**DATASET:**

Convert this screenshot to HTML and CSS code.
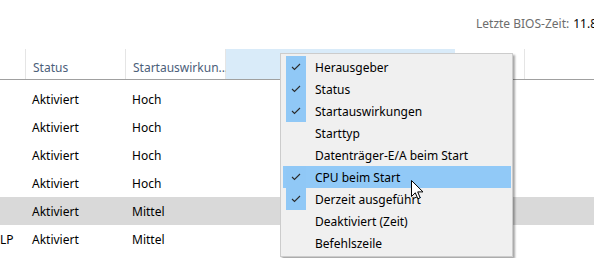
FILE: index.html
```html
<!DOCTYPE html>
<html lang="de">
<head>
    <meta charset="UTF-8">
    <title>Autostart</title>
    <link rel="stylesheet" href="styles.css">
</head>
<body>

    <div class="toolbar">
        <span class="bios-label">Letzte BIOS-Zeit:</span>
        <span class="bios-value">11.8</span>
    </div>

    <!-- Column headers -->
    <div class="header">
        <div class="col col-name"></div>
        <div class="col col-status">Status</div>
        <div class="col col-impact">Startauswirkun...</div>
        <div class="col col-hover"></div>
        <div class="col col-extra"></div>
        <div class="col col-rest"></div>
    </div>

    <div class="rows">
        <div class="row"><span class="cell-name"></span><span class="cell-status">Aktiviert</span><span>Hoch</span></div>
        <div class="row"><span class="cell-name"></span><span class="cell-status">Aktiviert</span><span>Hoch</span></div>
        <div class="row"><span class="cell-name"></span><span class="cell-status">Aktiviert</span><span>Hoch</span></div>
        <div class="row"><span class="cell-name"></span><span class="cell-status">Aktiviert</span><span>Hoch</span></div>
        <div class="row selected"><span class="cell-name"></span><span class="cell-status">Aktiviert</span><span>Mittel</span></div>
        <div class="row"><span class="cell-name">LP</span><span class="cell-status">Aktiviert</span><span>Mittel</span></div>
    </div>

    <!-- Column chooser context menu -->
    <div class="menu">
        <div class="item checked"><span class="check"><svg width="10" height="8" viewBox="0 0 10 8"><polyline points="1,4 3.5,6.5 9,1" fill="none" stroke="#2b2b2b" stroke-width="1.1"/></svg></span><span class="label">Herausgeber</span></div>
        <div class="item checked"><span class="check"><svg width="10" height="8" viewBox="0 0 10 8"><polyline points="1,4 3.5,6.5 9,1" fill="none" stroke="#2b2b2b" stroke-width="1.1"/></svg></span><span class="label">Status</span></div>
        <div class="item checked"><span class="check"><svg width="10" height="8" viewBox="0 0 10 8"><polyline points="1,4 3.5,6.5 9,1" fill="none" stroke="#2b2b2b" stroke-width="1.1"/></svg></span><span class="label">Startauswirkungen</span></div>
        <div class="item"><span class="check"></span><span class="label">Starttyp</span></div>
        <div class="item"><span class="check"></span><span class="label">Datenträger-E/A beim Start</span></div>
        <div class="item checked hover"><span class="check"><svg width="10" height="8" viewBox="0 0 10 8"><polyline points="1,4 3.5,6.5 9,1" fill="none" stroke="#2b2b2b" stroke-width="1.1"/></svg></span><span class="label">CPU beim Start</span></div>
        <div class="item checked"><span class="check"><svg width="10" height="8" viewBox="0 0 10 8"><polyline points="1,4 3.5,6.5 9,1" fill="none" stroke="#2b2b2b" stroke-width="1.1"/></svg></span><span class="label">Derzeit ausgeführt</span></div>
        <div class="item"><span class="check"></span><span class="label">Deaktiviert (Zeit)</span></div>
        <div class="item"><span class="check"></span><span class="label">Befehlszeile</span></div>
    </div>

    <!-- Mouse pointer -->
    <svg class="cursor" width="13" height="21" viewBox="0 0 13 21">
        <path d="M0.5,0.5 L0.5,16.5 L4.3,12.8 L6.8,18.8 L9.2,17.8 L6.7,11.9 L12,11.9 Z" fill="#ffffff" stroke="#000000" stroke-width="1"/>
    </svg>

</body>
</html>
```

FILE: styles.css
```css
body {
    margin: 0;
    font-family: "Noto Sans", sans-serif;
    font-size: 12px;
    color: #000;
    background: #fff;
    width: 594px;
    height: 258px;
    overflow: hidden;
    position: relative;
}

.toolbar {
    height: 49px;
    padding-left: 476px;
    display: flex;
    align-items: center;
    white-space: nowrap;
    overflow: hidden;
    box-sizing: border-box;
    padding-bottom: 2px;
}

.bios-label {
    color: #6d6d6d;
    margin-right: 4px;
}

.header {
    display: flex;
    height: 30px;
    border-bottom: 1px solid #a0a0a0;
    color: #4c607a;
}

.col {
    box-sizing: border-box;
    border-right: 1px solid #e5e5e5;
    padding: 10px 0 0 7px;
    white-space: nowrap;
}

.col-name { width: 26px; }
.col-status { width: 100px; }
.col-impact { width: 100px; }
.col-hover { width: 229px; background: #d9ebf9; border-right-color: #d9ebf9; }
.col-extra { width: 70px; }
.col-rest { flex: 1; border-right: none; }

.rows {
    margin-top: 5px;
}

.row {
    display: flex;
    height: 28px;
    align-items: center;
    white-space: nowrap;
}

.row.selected {
    background: #d9d9d9;
}

.cell-name {
    width: 32px;
}

.cell-status {
    width: 100px;
}

.menu {
    position: absolute;
    left: 280px;
    top: 53px;
    width: 228px;
    padding: 2px 1px 2px 2px;
    background: #f0f0f0;
    border: 1px solid #cccccc;
    box-shadow: 2px 2px 2px rgba(0, 0, 0, 0.35);
}

.item {
    display: flex;
    align-items: center;
    height: 22px;
    padding-left: 3px;
    white-space: nowrap;
}

.item.hover {
    background: #91c9f7;
}

.check {
    width: 20px;
    height: 22px;
    display: flex;
    align-items: center;
    justify-content: center;
}

.item.checked .check {
    background: #90c8f6;
}

.label {
    margin-left: 9px;
}

.cursor {
    position: absolute;
    left: 411px;
    top: 180px;
}
```
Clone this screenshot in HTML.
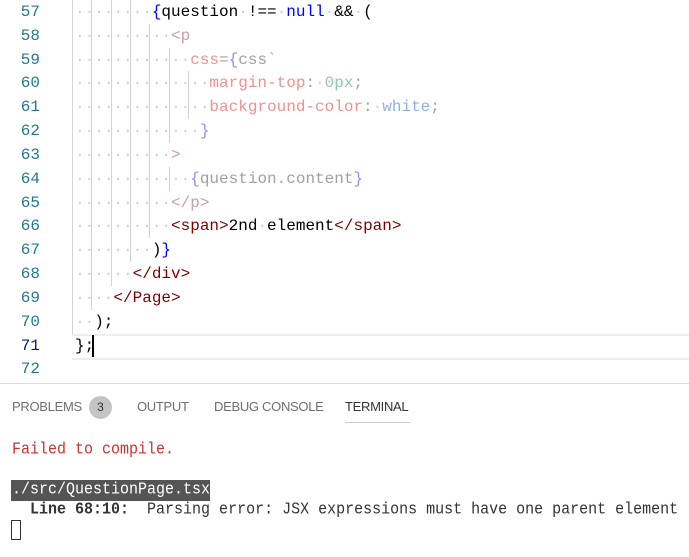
<!DOCTYPE html>
<html><head><meta charset="utf-8"><style>
body{margin:0;width:689px;height:557px;background:#fff;overflow:hidden;position:relative;font-family:"Liberation Mono",monospace;}
.ln{position:absolute;left:0;width:40px;text-align:right;font-size:16px;color:#237893;line-height:24px}
.c{position:absolute;left:75px;font-size:16px;line-height:24px;white-space:pre;color:#000}
.d{color:#d0d0d0}
.g{position:absolute;width:1px;background:#d3d3d3}
.t{color:#800000}.b{color:#0000ff}
.fp{color:#c9a0a0}.fa{color:#f09090}.fb{color:#9090f0}.fn{color:#90c8a8}.fw{color:#90b0e0}.fg{color:#a0a0a0}
.tab{position:absolute;top:399px;font-family:"Liberation Sans",sans-serif;font-size:13px;color:#6f6f6f;letter-spacing:-0.3px}
.term{position:absolute;font-family:"Liberation Mono",monospace;font-size:15px;white-space:pre;line-height:20px;transform:scaleY(1.12);transform-origin:left top}
</style></head><body>
<div style="position:absolute;left:72px;top:334px;width:617px;height:22px;border-top:2px solid #eee;border-bottom:2px solid #eee"></div>
<div style="position:absolute;left:92px;top:335px;width:2px;height:22px;background:#000"></div>

<div class="g" style="left:72px;top:0;height:334px"></div>
<div class="g" style="left:91px;top:0;height:310px"></div>
<div class="g" style="left:111px;top:0;height:286px"></div>
<div class="g" style="left:130px;top:0;height:262px"></div>
<div class="g" style="left:149px;top:24px;height:214px"></div>
<div class="g" style="left:169px;top:48px;height:95px"></div>
<div class="g" style="left:169px;top:167px;height:24px"></div>
<div class="g" style="left:188px;top:71px;height:48px"></div>

<div class="ln" style="top:0">57</div>
<div class="ln" style="top:24px">58</div>
<div class="ln" style="top:48px">59</div>
<div class="ln" style="top:71px">60</div>
<div class="ln" style="top:95px">61</div>
<div class="ln" style="top:119px">62</div>
<div class="ln" style="top:143px">63</div>
<div class="ln" style="top:167px">64</div>
<div class="ln" style="top:191px">65</div>
<div class="ln" style="top:214px">66</div>
<div class="ln" style="top:238px">67</div>
<div class="ln" style="top:262px">68</div>
<div class="ln" style="top:286px">69</div>
<div class="ln" style="top:310px">70</div>
<div class="ln" style="top:334px;color:#0b216f">71</div>
<div class="ln" style="top:357px">72</div>

<div class="c" style="top:0"><span class="d">········</span><span class="b">{</span>question<span class="d">·</span>!==<span class="d">·</span><span class="b">null</span><span class="d">·</span>&amp;&amp;<span class="d">·</span>(</div>
<div class="c" style="top:24px"><span class="d">··········</span><span class="fp">&lt;p</span></div>
<div class="c" style="top:48px"><span class="d">············</span><span class="fa">css</span><span class="fg">=</span><span class="fb">{</span><span class="fg">css`</span></div>
<div class="c" style="top:71px"><span class="d">··············</span><span class="fa">margin-top</span><span class="fg">:</span><span class="d">·</span><span class="fn">0px</span><span class="fg">;</span></div>
<div class="c" style="top:95px"><span class="d">··············</span><span class="fa">background-color</span><span class="fg">:</span><span class="d">·</span><span class="fw">white</span><span class="fg">;</span></div>
<div class="c" style="top:119px"><span class="d">·············</span><span class="fb">}</span></div>
<div class="c" style="top:143px"><span class="d">··········</span><span class="fp">&gt;</span></div>
<div class="c" style="top:167px"><span class="d">············</span><span class="fb">{</span><span class="fg">question.content</span><span class="fb">}</span></div>
<div class="c" style="top:191px"><span class="d">··········</span><span class="fp">&lt;/p&gt;</span></div>
<div class="c" style="top:214px"><span class="d">··········</span><span class="t">&lt;span&gt;</span>2nd<span class="d">·</span>element<span class="t">&lt;/span&gt;</span></div>
<div class="c" style="top:238px"><span class="d">········</span>)<span class="b">}</span></div>
<div class="c" style="top:262px"><span class="d">······</span><span class="t">&lt;/div&gt;</span></div>
<div class="c" style="top:286px"><span class="d">····</span><span class="t">&lt;/Page&gt;</span></div>
<div class="c" style="top:310px"><span class="d">··</span>);</div>
<div class="c" style="top:334px">};</div>

<div style="position:absolute;left:0;top:383px;width:689px;height:1px;background:#ddd"></div>
<div class="tab" style="left:12px">PROBLEMS</div>
<div style="position:absolute;left:89px;top:396px;width:23px;height:23px;border-radius:50%;background:#c4c4c4;color:#333;font-family:'Liberation Sans',sans-serif;font-size:12px;text-align:center;line-height:23px">3</div>
<div class="tab" style="left:137px">OUTPUT</div>
<div class="tab" style="left:214px">DEBUG CONSOLE</div>
<div class="tab" style="left:345px;color:#333">TERMINAL</div>
<div style="position:absolute;left:345px;top:422px;width:65px;height:1px;background:#ccc"></div>

<div class="term" style="left:12px;top:439px;color:#cd3131">Failed to compile.</div>
<div style="position:absolute;left:11px;top:480px;width:199px;height:21px;background:#555"></div>
<div class="term" style="left:12px;top:479px;color:#fff">./src/QuestionPage.tsx</div>
<div class="term" style="left:12px;top:499px;color:#333">  <b>Line 68:10:</b>  Parsing error: JSX expressions must have one parent element</div>
<div style="position:absolute;left:11px;top:520px;width:8px;height:18px;border:1px solid #333"></div>
</body></html>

**TASK TO CARRY OUT:**
Give the number of lines in the material above that have the word "this" in them, and nothing more.

**TASK OUTPUT:**
2